Input:
>> begin

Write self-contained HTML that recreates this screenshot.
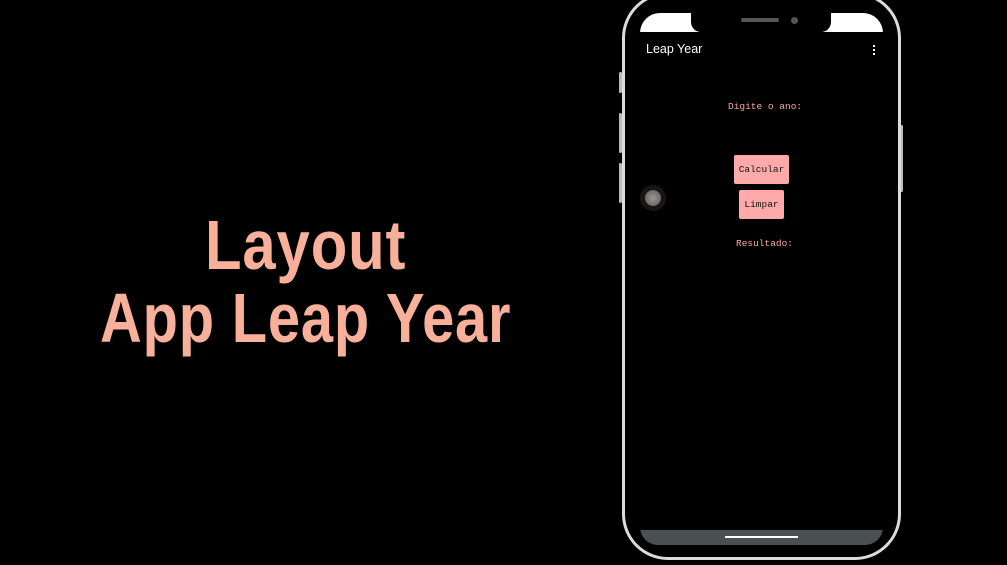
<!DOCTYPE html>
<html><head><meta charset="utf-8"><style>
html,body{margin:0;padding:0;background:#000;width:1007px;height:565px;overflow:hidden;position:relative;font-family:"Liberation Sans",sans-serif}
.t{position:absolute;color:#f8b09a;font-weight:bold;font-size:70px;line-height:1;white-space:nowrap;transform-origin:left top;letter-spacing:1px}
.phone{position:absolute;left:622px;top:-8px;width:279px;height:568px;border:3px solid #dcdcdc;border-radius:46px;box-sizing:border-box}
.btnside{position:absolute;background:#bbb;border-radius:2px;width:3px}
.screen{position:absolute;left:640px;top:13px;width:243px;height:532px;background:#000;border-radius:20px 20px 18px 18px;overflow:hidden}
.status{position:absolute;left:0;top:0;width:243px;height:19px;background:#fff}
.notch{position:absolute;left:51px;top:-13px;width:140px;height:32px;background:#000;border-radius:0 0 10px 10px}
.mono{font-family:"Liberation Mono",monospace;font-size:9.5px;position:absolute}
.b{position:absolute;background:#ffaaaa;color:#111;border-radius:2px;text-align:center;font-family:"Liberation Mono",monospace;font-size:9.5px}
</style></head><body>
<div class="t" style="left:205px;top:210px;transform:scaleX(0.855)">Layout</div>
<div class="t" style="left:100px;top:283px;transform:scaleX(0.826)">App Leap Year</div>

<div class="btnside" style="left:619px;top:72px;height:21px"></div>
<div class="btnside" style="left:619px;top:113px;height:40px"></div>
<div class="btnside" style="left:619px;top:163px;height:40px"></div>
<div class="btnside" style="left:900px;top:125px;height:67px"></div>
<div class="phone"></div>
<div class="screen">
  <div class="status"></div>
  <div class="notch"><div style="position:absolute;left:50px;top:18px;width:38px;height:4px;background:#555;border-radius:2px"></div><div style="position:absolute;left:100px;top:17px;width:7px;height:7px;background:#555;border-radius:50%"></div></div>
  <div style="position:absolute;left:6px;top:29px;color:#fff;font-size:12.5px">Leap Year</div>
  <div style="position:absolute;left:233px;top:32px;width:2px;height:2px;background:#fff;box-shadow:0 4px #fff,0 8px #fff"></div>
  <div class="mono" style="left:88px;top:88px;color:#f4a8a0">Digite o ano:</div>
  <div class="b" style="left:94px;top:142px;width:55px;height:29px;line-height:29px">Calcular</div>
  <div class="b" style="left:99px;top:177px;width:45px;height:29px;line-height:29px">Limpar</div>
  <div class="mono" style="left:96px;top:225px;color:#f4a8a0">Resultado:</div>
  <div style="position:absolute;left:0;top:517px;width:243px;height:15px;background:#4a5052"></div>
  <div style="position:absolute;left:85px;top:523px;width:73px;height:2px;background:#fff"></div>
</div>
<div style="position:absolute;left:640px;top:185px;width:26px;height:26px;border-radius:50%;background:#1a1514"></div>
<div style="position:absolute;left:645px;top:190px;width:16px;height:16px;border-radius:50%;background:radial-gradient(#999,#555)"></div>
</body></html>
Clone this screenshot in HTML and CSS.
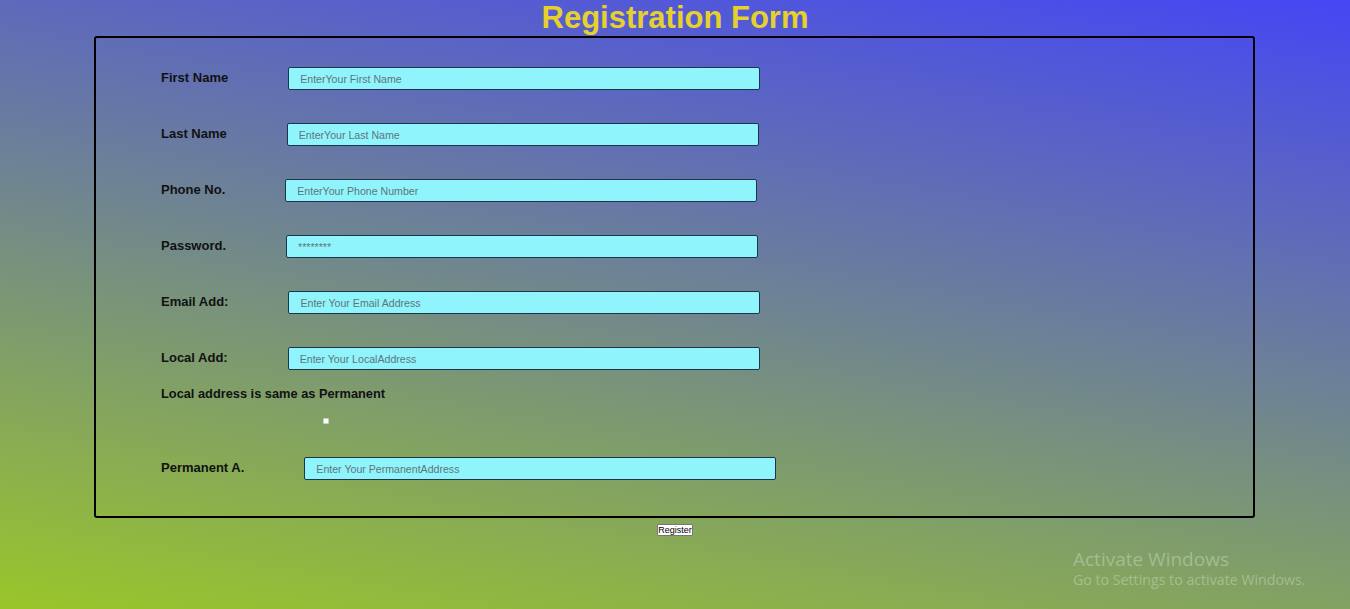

>> end

What the exercise asks:
Read through the data and copy every line where "this" shows up.

Exercise solution:
Write self-contained HTML that recreates this screenshot.
Clone this screenshot in HTML and CSS.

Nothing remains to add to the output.